Short problem
Omit all images, then return the remaining material exactly as it stands.

** begin Data block **

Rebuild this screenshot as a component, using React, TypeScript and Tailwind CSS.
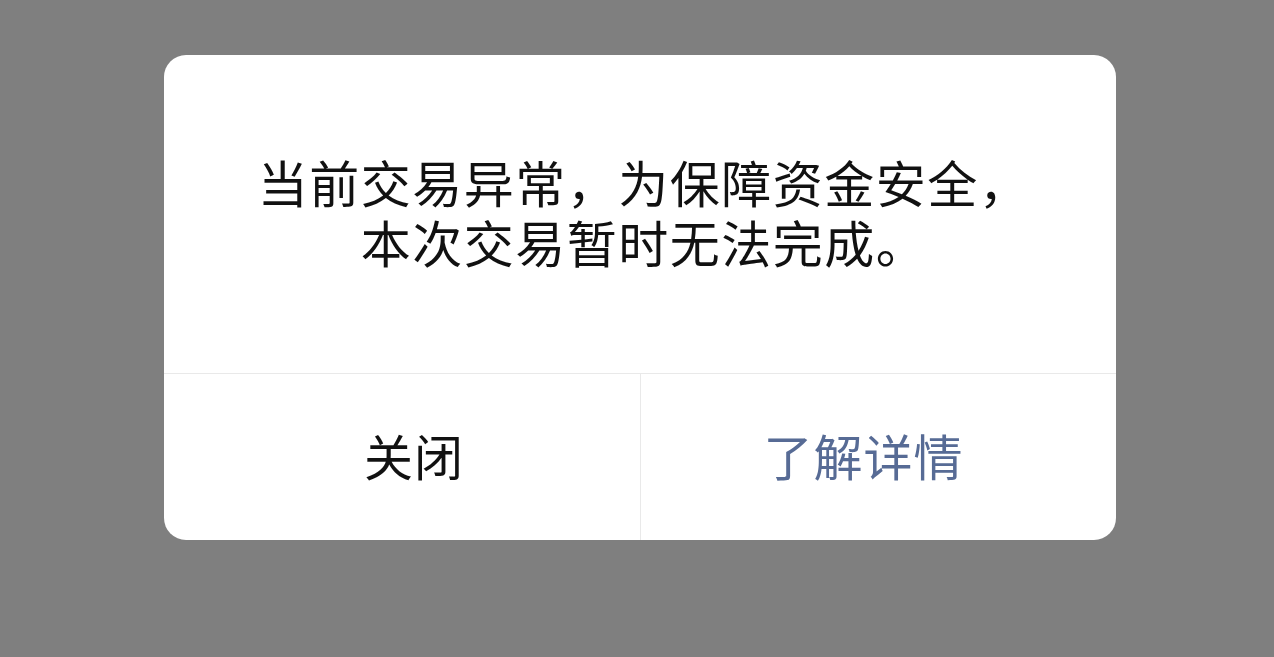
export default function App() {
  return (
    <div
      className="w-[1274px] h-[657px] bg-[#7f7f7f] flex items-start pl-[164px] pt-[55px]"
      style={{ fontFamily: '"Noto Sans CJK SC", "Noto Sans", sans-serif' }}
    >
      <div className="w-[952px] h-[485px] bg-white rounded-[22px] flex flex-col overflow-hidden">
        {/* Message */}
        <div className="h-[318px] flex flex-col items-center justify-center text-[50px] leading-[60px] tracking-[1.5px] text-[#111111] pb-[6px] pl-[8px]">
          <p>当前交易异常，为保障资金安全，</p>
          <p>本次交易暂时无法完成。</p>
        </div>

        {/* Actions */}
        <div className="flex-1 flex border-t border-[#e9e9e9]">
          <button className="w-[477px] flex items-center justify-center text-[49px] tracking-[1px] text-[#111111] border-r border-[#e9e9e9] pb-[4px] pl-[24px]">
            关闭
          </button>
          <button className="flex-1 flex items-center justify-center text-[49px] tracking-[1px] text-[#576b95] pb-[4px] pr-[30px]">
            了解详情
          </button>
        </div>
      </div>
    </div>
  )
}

** end Data block **

Task solution
Rebuild this screenshot as a component, using React, TypeScript and Tailwind CSS.
export default function App() {
  return (
    <div
      className="w-[1274px] h-[657px] bg-[#7f7f7f] flex items-start pl-[164px] pt-[55px]"
      style={{ fontFamily: '"Noto Sans CJK SC", "Noto Sans", sans-serif' }}
    >
      <div className="w-[952px] h-[485px] bg-white rounded-[22px] flex flex-col overflow-hidden">
        {/* Message */}
        <div className="h-[318px] flex flex-col items-center justify-center text-[50px] leading-[60px] tracking-[1.5px] text-[#111111] pb-[6px] pl-[8px]">
          <p>当前交易异常，为保障资金安全，</p>
          <p>本次交易暂时无法完成。</p>
        </div>

        {/* Actions */}
        <div className="flex-1 flex border-t border-[#e9e9e9]">
          <button className="w-[477px] flex items-center justify-center text-[49px] tracking-[1px] text-[#111111] border-r border-[#e9e9e9] pb-[4px] pl-[24px]">
            关闭
          </button>
          <button className="flex-1 flex items-center justify-center text-[49px] tracking-[1px] text-[#576b95] pb-[4px] pr-[30px]">
            了解详情
          </button>
        </div>
      </div>
    </div>
  )
}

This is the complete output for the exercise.